I stood at the intersection of Braley Rd and Phillips Rd on numerous occasions holding a sign notifying the public of the Board of Health meetings. One Friday, I counted 560 vehicles that crossed that intersection in a 25 minute span from 5:00 – 5:25 pm and I could have missed some. On another occasion, a fellow sign holder counted 1200 vehicles crossing that same intersection from 3-4 pm. We didn’t count the vehicles that exited the Business Park farther south onto Phillips Rd. I use the word vehicles because I witnessed numerous trash trucks, 18 wheelers, as well as passenger trucks and cars. Vehicles that approached from Acushnet Ave and turned onto Rt 140 were not counted. If this appeal is overturned, add another 368 trucks to that count.

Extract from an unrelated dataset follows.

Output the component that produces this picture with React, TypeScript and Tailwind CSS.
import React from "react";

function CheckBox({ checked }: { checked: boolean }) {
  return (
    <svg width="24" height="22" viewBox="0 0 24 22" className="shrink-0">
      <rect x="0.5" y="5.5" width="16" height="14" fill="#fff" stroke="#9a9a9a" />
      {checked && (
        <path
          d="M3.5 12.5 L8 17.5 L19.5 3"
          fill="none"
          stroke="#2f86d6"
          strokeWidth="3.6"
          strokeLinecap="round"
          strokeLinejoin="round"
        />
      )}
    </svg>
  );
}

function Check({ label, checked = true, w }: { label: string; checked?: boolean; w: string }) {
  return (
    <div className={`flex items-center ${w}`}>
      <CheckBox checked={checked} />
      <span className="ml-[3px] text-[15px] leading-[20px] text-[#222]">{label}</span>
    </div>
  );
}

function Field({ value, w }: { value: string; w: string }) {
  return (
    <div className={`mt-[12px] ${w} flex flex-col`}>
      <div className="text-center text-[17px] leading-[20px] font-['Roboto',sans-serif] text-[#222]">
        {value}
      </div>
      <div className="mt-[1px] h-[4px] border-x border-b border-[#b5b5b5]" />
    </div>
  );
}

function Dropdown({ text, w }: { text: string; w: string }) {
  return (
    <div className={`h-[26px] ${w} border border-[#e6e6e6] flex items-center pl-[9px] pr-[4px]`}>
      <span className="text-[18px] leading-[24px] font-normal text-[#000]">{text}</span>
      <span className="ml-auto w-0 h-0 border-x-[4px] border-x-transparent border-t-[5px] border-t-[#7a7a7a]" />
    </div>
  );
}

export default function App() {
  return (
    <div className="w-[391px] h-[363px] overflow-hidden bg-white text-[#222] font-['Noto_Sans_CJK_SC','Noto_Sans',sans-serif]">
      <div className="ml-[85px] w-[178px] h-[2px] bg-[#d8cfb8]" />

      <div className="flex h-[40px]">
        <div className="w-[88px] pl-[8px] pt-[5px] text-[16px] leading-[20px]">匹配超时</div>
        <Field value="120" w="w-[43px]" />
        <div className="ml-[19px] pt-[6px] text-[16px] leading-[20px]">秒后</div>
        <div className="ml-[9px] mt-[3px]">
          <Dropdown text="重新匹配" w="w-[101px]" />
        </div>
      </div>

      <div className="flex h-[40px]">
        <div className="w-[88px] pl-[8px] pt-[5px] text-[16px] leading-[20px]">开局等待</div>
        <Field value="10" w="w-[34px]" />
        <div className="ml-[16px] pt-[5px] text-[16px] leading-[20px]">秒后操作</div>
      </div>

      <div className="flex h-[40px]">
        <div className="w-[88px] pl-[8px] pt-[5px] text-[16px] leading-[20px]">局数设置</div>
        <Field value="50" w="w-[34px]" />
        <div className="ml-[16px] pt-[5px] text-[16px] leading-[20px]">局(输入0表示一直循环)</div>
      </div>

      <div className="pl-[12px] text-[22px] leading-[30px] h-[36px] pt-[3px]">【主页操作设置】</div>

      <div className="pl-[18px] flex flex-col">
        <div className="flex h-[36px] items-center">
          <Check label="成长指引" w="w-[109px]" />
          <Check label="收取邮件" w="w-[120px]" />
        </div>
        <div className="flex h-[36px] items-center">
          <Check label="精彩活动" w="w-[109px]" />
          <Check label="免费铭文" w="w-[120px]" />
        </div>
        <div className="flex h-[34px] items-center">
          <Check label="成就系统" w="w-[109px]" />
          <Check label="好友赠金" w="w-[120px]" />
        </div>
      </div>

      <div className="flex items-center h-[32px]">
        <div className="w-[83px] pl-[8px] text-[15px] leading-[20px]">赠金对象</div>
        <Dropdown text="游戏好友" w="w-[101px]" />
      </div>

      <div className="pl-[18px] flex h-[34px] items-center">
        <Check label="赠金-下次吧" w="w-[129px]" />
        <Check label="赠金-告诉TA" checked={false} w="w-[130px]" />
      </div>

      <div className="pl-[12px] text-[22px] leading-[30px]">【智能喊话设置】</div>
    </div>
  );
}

The decision rests with the Suffolk Superior Court to decide the evidence in the appeal and I hope they decide wisely.
The judicial review is brought under the following statutes, not the previous one cited, here are the amended ones taken from the appeal.
This Court has jurisdiction over this matter pursuant to G.L. c. 111, § 150A, and
G.L. c. 30A, § 14.
4. Venue in this Court is proper pursuant to G.L. c. 30A, § 14(1)(c).
The exact case number is 2584CV02929. If you search the Mass Courts, search for Superior Court, Suffolk County Civil
drop down box, then enter the above referenced number.
A lot of city and state leaders have failed us and now the decision lies in the hands of a judge and hopefully this judge will not make the mistake of creating another future environmental disaster and Superfund cleanup site.
Our area has suffered from many past contaminated sites all listed on line (the Aerovox, Parker Street, the Industrial Park, Sullivan’s Ledge, the Re-Solve Superfund Site in Dartmouth,18,000 acres in New Bedford Harbor, the Atlas Tack in Fairhaven, and the Cornell Dubilier site that sits in the South End and to this day has never been treated (playgrounds and ball fields shut down and land fenced off).
Hopefully this judge will rule in favor of the health and safety of city residents and our neighborhoods and not give Parallel Products the chance to create another environmental disaster.